Bilindiği üzere önümüzdeki aylarda Silivrispor olağan kongresini yapacak ve yeni sezondaki başkanını iki yıllığına seçecek. Bununla birlikte siyaset yine sahnede. Bir türlü sporun içinden siyaseti ayıramıyoruz. Şimdi olağan kongrede muhtemel adaylar içinde siyasetin içinde aktif rol üstlenmiş isimler göze çarpıyor. Serdar Teker’in işlerinin yoğunluğundan dolayı çekilmesinin ardından meydanı boş bulmuş kediler gibi atlayanlar çok oluyor haliyle kulübe.

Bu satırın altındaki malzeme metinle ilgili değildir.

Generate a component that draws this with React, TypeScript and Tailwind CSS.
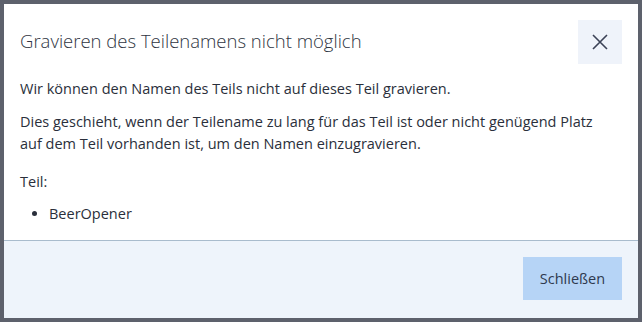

Serdar Teker ismi gündemi ilk geldiğinde olumlu bir hava estiği doğrudur. Yaptıkları ile gündeme oturan bir başkandı. Bana göre erken bırakıyor. Fakat yaptığım söyleşide ise tamamen bırakmadığını söyledi. Bilenler bilir Serdar Başkan hastane işletmecisidir. Bunun yanında yeni bir hastane projesi olduğundan ve Silivrispor’a gerektiği kadar vakit ayıramayacağı için bir süreliğine izinli sayıyoruz kendisini. Dediğim gibi, batmış haldeki bir kulübü ayağa kaldırmak zor iştir. Saygınlığını yitirmiş kaba tabir ile ayağa düşmüş bir kulübü tekrar ayağa kaldırdı. Tıpkı Osmanlı’daki gibi. 600 yıllık efsaneden sonra hasta adam olmak. Sonrasında ise tekrar ayağa kalkmak. Sil baştan yapmak. Yeniden yapılandırmak. Gerçekten Serdar Teker ve ekibini takdir etmek lazım. Bu ekibin sayesinde kulüp kendini buldu. Özgüvenine kavuştu. Nitekim iyi de oldu. Görevleri süresince kulübe asla siyasi bir kimlik yüklemediler. Hiçbir siyasi partinin boyunduruğu altına girmediler. Emir eri olmadılar. Bundan dolayı da zor günler geçirdiler. Otoparkları tamamen siyasi manevralarla ellerinden gittiğinde bile ses çıkarmadılar. Gelebilecek her türlü siyasi manevralara karşı da hazırlıklı oldular. İşin özü sporu siyasetten uzak tuttular. Serdar Teker ve ekibine teşekkürlerimi bir borç bilirim.
Şimdi yine bilirsiz beklentiler, siyasi hesaplar, menfaatler, şahsi çıkarlar falanlar filanlar… İşte bunlar ön planda şuan. Kimse kulübün geleceğini düşünmüyor. Kendi egolarını tatmin kişisel çıkarlar kaprisler yine gündemde. Herkes kendi havasında herkes kendi çıkarlarının peşinde. Eğri oturup doğru düşünmenin sırasıdır şimdi. Serdar Teker’in ardından kime Silivrispor Kulübü Başkanı diyeceğiz. Bu çok önemlidir başkan olacak kişi önce siyasi bir kimliğinin olup olmadığına bakması lazım. Eğer siyasi bir kimliği varsa şimdiden vaz geçsin derim ben.
Akgün Duru, bu isim son zamanlarda çokça anılmaya başladı. Özellikle haberi ilk çıktığı günlerde. Sonrasında ise bir duraklamaya geçti. İsim olarak mükemmel bir isim ama!!! Çok iyi bildiğim kadarı ile Akgün Duru’yu destekleyen isim yani perde arkasında Yetkin Karakaş’tır. Bunu benim gibi tüm Silivri biliyor. Hatta bilmeyen yokta diyebilirim. Yetkin Karakaş kimdir? AKP İlçe Başkanının kardeşidir. Yani yine siyaset var işin içinde. Yetkin Karakaş’ın desteğini alan bir isim ne zaman başarılı olmuş ki. Buradan Akgün Başkanıma açıkça ifade edebilirim. Kılavuzunuzu iyi seçin. İnanın verdiği boş vaatlerle kulübün kapısından içeri giremezsiniz. Girseniz bile kapısından dışarı çıkamazsınız. Şayet Akgün Duru ismi tek başına anılmış olsaydı bırakın Silivri’den İstanbul ve Trakya bölgesinden alacağı desteği kimse hesaba katamazdı. Bu durum tıpkı Yetkin Karakaş’ın Refik Bek ile yola çıkmasına benziyor. Vakti zamanında ona da demiştim kılavuzu karga olanın diye. Aynı şeyi Akgün Başkan’a da hatırlatıyorum.